- The input
— BEGIN —

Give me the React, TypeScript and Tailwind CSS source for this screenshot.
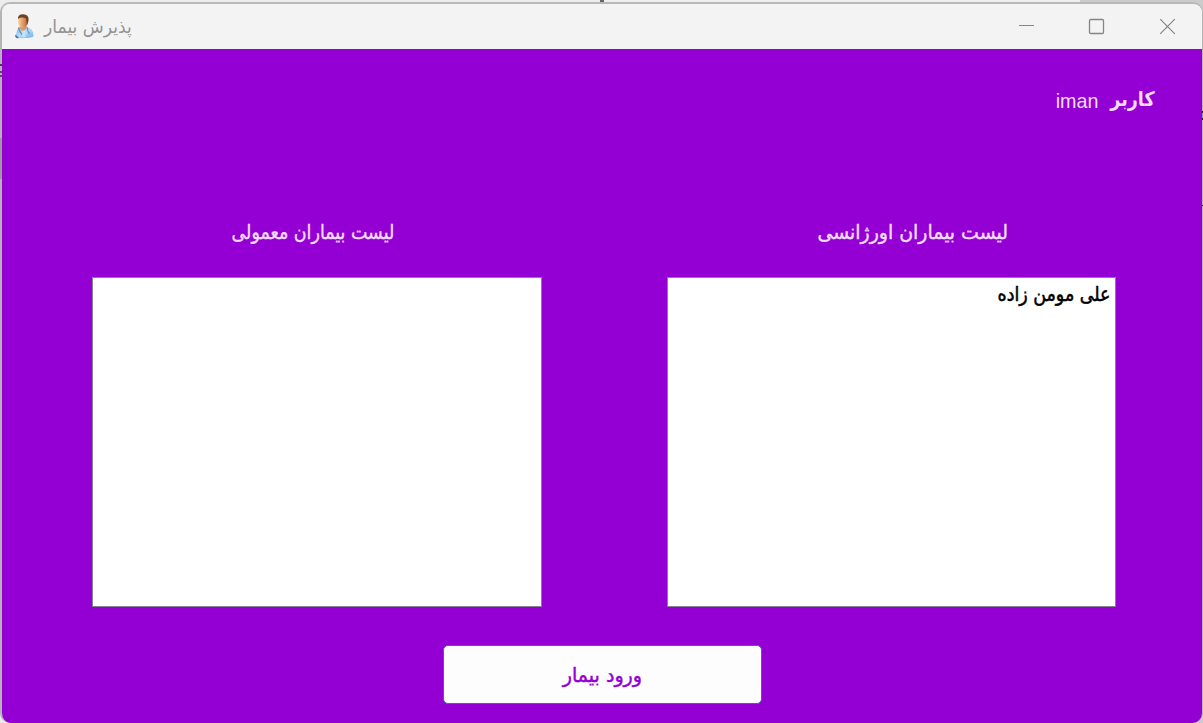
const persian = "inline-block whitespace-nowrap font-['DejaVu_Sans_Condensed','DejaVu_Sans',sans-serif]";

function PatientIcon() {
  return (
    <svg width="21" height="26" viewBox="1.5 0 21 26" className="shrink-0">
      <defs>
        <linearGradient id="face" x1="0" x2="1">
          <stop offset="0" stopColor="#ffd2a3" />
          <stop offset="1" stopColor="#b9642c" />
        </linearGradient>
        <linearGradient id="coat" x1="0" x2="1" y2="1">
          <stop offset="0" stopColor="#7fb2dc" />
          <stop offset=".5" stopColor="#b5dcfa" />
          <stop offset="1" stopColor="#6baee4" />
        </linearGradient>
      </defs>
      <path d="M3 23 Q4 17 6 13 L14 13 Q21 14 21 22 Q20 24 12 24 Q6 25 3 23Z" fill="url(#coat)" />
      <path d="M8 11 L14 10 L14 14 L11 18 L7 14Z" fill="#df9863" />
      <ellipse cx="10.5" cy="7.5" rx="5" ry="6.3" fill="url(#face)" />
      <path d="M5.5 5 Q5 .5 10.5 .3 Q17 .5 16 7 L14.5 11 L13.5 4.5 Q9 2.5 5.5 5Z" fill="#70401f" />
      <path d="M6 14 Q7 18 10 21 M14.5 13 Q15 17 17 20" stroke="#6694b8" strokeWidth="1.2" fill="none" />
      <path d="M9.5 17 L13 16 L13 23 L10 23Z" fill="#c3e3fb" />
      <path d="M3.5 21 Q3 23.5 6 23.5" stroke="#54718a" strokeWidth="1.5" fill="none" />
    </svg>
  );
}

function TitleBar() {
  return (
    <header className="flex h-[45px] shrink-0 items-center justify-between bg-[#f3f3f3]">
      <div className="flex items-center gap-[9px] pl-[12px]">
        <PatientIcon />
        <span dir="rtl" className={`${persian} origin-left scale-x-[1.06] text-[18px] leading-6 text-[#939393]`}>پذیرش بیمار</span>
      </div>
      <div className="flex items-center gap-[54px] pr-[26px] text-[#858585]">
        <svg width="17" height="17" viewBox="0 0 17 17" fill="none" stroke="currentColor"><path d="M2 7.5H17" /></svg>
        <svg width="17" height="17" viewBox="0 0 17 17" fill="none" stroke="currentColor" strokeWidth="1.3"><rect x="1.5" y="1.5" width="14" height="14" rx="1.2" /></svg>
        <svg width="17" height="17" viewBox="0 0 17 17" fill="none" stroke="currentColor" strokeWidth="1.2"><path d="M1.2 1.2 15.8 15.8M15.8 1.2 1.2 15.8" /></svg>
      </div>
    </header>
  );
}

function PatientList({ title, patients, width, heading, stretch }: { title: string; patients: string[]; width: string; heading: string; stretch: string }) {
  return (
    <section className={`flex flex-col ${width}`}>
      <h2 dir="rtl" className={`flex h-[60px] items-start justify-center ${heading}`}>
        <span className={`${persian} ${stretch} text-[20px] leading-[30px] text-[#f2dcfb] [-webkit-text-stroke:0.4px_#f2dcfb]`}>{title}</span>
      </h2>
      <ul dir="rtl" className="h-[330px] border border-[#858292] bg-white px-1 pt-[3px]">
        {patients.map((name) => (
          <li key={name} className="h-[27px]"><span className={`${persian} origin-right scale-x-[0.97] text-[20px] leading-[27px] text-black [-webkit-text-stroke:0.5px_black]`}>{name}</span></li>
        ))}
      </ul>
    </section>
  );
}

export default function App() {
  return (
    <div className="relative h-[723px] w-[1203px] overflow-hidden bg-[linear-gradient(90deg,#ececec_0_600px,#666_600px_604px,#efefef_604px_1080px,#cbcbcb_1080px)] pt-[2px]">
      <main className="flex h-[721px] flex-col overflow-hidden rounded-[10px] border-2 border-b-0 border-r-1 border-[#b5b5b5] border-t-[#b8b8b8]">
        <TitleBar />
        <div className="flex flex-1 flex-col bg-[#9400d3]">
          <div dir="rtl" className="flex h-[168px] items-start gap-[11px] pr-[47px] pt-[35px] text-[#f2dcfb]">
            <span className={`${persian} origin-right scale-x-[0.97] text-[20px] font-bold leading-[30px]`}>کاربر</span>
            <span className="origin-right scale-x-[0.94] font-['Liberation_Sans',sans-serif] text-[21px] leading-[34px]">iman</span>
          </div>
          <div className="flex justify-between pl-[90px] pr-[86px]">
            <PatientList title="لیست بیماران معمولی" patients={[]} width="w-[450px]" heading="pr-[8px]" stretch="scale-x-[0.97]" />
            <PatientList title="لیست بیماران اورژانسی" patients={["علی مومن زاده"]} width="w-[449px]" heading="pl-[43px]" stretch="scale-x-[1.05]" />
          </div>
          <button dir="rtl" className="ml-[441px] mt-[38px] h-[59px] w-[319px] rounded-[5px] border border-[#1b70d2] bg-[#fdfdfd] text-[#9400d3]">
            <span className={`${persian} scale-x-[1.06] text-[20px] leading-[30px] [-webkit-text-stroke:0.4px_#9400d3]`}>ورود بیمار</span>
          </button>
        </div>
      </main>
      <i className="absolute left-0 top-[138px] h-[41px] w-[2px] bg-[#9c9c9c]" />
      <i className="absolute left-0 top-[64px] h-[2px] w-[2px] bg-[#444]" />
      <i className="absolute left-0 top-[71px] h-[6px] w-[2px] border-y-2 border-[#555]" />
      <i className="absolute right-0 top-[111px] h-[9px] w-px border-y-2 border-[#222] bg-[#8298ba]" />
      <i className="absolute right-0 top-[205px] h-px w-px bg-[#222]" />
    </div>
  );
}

— END —
— BEGIN —

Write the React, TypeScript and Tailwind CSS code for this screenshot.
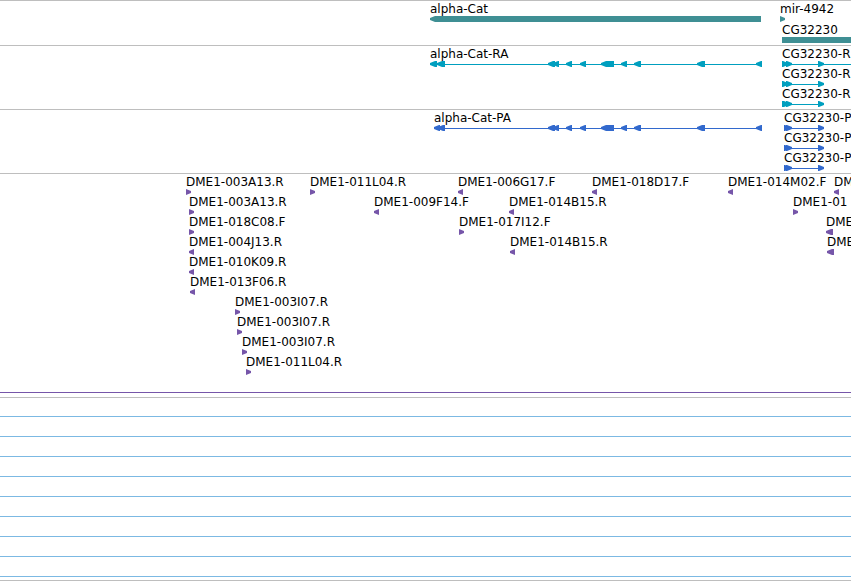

— END —
— BEGIN —

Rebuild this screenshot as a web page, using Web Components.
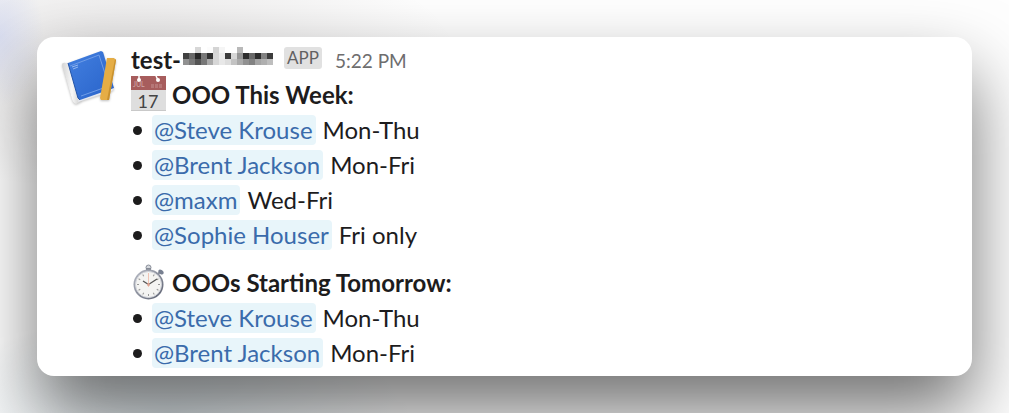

— END —

- Objective
Above are the records. Copy every line in them holding "screenshot".

- Answer to the task
Give me the React, TypeScript and Tailwind CSS source for this screenshot.
Write the React, TypeScript and Tailwind CSS code for this screenshot.
Rebuild this screenshot as a web page, using Web Components.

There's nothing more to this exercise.